Task to complete:
Restate the full set of records exactly, without adding or dropping a word.

----

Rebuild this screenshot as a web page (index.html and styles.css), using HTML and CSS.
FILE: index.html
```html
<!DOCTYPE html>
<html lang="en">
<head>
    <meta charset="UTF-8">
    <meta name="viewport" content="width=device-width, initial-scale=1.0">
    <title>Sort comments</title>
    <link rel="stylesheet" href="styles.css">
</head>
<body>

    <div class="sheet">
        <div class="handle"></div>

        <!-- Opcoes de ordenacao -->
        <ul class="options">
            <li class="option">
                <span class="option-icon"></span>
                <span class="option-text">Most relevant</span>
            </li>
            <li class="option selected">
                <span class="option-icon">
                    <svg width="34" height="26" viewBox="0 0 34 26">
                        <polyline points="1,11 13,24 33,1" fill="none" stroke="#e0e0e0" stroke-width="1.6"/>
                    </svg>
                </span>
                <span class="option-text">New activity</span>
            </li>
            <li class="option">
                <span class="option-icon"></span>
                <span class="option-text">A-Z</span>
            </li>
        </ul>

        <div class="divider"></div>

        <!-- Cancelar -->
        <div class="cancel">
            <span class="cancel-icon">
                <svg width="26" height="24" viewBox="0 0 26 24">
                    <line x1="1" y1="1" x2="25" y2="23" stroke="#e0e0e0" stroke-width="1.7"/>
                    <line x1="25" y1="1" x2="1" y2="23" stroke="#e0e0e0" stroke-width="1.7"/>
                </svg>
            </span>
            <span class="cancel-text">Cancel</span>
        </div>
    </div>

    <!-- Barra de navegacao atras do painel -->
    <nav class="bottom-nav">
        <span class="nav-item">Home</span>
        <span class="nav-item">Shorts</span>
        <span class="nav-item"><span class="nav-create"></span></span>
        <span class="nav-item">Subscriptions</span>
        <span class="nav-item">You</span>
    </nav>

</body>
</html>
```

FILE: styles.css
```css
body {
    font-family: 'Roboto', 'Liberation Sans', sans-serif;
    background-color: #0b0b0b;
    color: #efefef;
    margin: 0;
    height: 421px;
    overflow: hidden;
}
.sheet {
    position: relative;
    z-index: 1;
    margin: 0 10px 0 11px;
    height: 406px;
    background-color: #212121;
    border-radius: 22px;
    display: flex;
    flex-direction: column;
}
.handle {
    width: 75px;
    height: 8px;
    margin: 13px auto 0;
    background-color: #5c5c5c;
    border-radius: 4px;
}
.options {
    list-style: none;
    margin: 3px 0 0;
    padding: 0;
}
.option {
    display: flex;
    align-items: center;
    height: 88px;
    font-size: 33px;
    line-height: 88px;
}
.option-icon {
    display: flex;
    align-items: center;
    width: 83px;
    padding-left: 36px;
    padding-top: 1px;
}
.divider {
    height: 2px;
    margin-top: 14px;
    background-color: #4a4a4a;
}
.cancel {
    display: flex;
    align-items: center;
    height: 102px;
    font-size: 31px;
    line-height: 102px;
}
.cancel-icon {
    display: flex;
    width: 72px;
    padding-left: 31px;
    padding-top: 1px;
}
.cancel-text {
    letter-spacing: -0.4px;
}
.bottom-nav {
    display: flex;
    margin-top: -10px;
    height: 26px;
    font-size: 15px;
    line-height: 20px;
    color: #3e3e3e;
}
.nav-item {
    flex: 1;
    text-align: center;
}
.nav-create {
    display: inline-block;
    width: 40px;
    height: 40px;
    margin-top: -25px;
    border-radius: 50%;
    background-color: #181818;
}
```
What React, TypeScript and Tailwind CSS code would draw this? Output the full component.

----

Reply:
Rebuild this screenshot as a web page (index.html and styles.css), using HTML and CSS.
FILE: index.html
```html
<!DOCTYPE html>
<html lang="en">
<head>
    <meta charset="UTF-8">
    <meta name="viewport" content="width=device-width, initial-scale=1.0">
    <title>Sort comments</title>
    <link rel="stylesheet" href="styles.css">
</head>
<body>

    <div class="sheet">
        <div class="handle"></div>

        <!-- Opcoes de ordenacao -->
        <ul class="options">
            <li class="option">
                <span class="option-icon"></span>
                <span class="option-text">Most relevant</span>
            </li>
            <li class="option selected">
                <span class="option-icon">
                    <svg width="34" height="26" viewBox="0 0 34 26">
                        <polyline points="1,11 13,24 33,1" fill="none" stroke="#e0e0e0" stroke-width="1.6"/>
                    </svg>
                </span>
                <span class="option-text">New activity</span>
            </li>
            <li class="option">
                <span class="option-icon"></span>
                <span class="option-text">A-Z</span>
            </li>
        </ul>

        <div class="divider"></div>

        <!-- Cancelar -->
        <div class="cancel">
            <span class="cancel-icon">
                <svg width="26" height="24" viewBox="0 0 26 24">
                    <line x1="1" y1="1" x2="25" y2="23" stroke="#e0e0e0" stroke-width="1.7"/>
                    <line x1="25" y1="1" x2="1" y2="23" stroke="#e0e0e0" stroke-width="1.7"/>
                </svg>
            </span>
            <span class="cancel-text">Cancel</span>
        </div>
    </div>

    <!-- Barra de navegacao atras do painel -->
    <nav class="bottom-nav">
        <span class="nav-item">Home</span>
        <span class="nav-item">Shorts</span>
        <span class="nav-item"><span class="nav-create"></span></span>
        <span class="nav-item">Subscriptions</span>
        <span class="nav-item">You</span>
    </nav>

</body>
</html>
```

FILE: styles.css
```css
body {
    font-family: 'Roboto', 'Liberation Sans', sans-serif;
    background-color: #0b0b0b;
    color: #efefef;
    margin: 0;
    height: 421px;
    overflow: hidden;
}
.sheet {
    position: relative;
    z-index: 1;
    margin: 0 10px 0 11px;
    height: 406px;
    background-color: #212121;
    border-radius: 22px;
    display: flex;
    flex-direction: column;
}
.handle {
    width: 75px;
    height: 8px;
    margin: 13px auto 0;
    background-color: #5c5c5c;
    border-radius: 4px;
}
.options {
    list-style: none;
    margin: 3px 0 0;
    padding: 0;
}
.option {
    display: flex;
    align-items: center;
    height: 88px;
    font-size: 33px;
    line-height: 88px;
}
.option-icon {
    display: flex;
    align-items: center;
    width: 83px;
    padding-left: 36px;
    padding-top: 1px;
}
.divider {
    height: 2px;
    margin-top: 14px;
    background-color: #4a4a4a;
}
.cancel {
    display: flex;
    align-items: center;
    height: 102px;
    font-size: 31px;
    line-height: 102px;
}
.cancel-icon {
    display: flex;
    width: 72px;
    padding-left: 31px;
    padding-top: 1px;
}
.cancel-text {
    letter-spacing: -0.4px;
}
.bottom-nav {
    display: flex;
    margin-top: -10px;
    height: 26px;
    font-size: 15px;
    line-height: 20px;
    color: #3e3e3e;
}
.nav-item {
    flex: 1;
    text-align: center;
}
.nav-create {
    display: inline-block;
    width: 40px;
    height: 40px;
    margin-top: -25px;
    border-radius: 50%;
    background-color: #181818;
}
```
What React, TypeScript and Tailwind CSS code would draw this? Output the full component.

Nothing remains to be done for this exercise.